Just took this pic now that it's dark and would have less glare. I'm really pleased how the black gravel, black background and curved corners make the tank look.


----------



## ragawaga (May 25, 2011)

I removed the big ball of monosolenium tenerum and Christmas tree moss making sure that none of the baby shrimp were hiding in there. The pic was taken with my iphone.


----------



## ragawaga (May 25, 2011)

Look at the tank this morning to notice it's a bit cloudy. I didn't think it too much of an issue until it dawned on me what I didn't notice....activity. On closer inspection I couldn't see any shrimp...oh wait...yes I can...corpses. Well, 2 corpses, one at the top of the water being eaten by MTS and one lying on the substrate. I keep looking and still don't see any movement....only last night they were scurrying about. I fear that they've been wiped out. So I do a 12 litre water change (funny number I know but I've got a couple of these 2.5 gallon Nalgene containers that a friend in a chemical lab gave me years ago - great for water changes and storing RO water which was their initial use). I saved some of the "original" water to perform some tests, ammonia comes back as zero...but nitrite...well, as you can see....it would appear that I've had a spike.



Fortunately, I have the filter that's running in the tank that's being de-comissioned, so I've moved relocated that. The tank now has 2 mature internal filters running. I'm going to do a few more water changes today to hopefully dilute the nitrites down.


----------



## Michael (Jul 20, 2010)

Bummer! I killed some yellow shrimp in a nano in the same manner, so I "feel your pain."


----------



## ragawaga (May 25, 2011)

Well, for what I thought was going to be a good day, turned out sh*t. A brief update : Seapets refunded me for the dead plant with no quibble. Unfortunately the twisted vallis I got for them had all browned and melted, so I ordered some from Ebay. That arrived today and althoguh there was some dead matter for the whole it was good and I got slightly more than was advertised. Unfortunately, however the nitrites had shot back up and the water was all cloudy. My plan was to plant the vallis and do a water change. Aye, great. The cloudieness got worse as I started planting, to the point where to properly put stuff in I had to remove the rockwork at the back of the tank. In the process, the rock to the left with the milliput broke and a lot of the staurogyne uprooted and floated off. I now kinda wish I'd just left it in the jelly it came in and planted it like that and hope for it to spread out.

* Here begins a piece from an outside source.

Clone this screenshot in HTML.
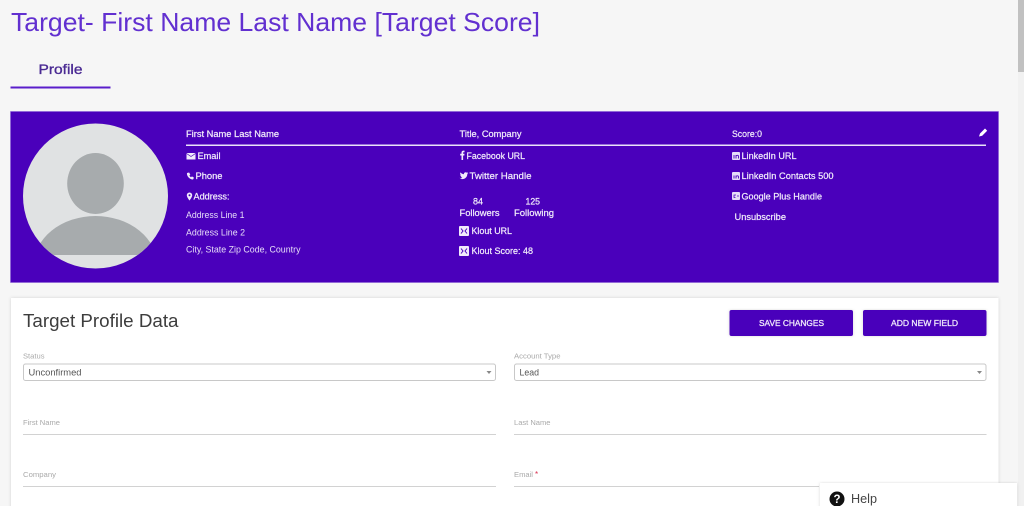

After much swearing, the vallis is planted, the staurogyne is still floating...I'm waiting till the water has cleared up before I re-attempt. I've done a water change and enabled the venturi valve on one of the filters to help aerate the water better to combat any nitrite poisoning. If it wasn't for the shrimp being in there, I'd completely drain it and restart.


----------



## Michael (Jul 20, 2010)

Sorry for the all the problems! It reminds me how lucky I am to easily trade plants with other local hobbyists.


----------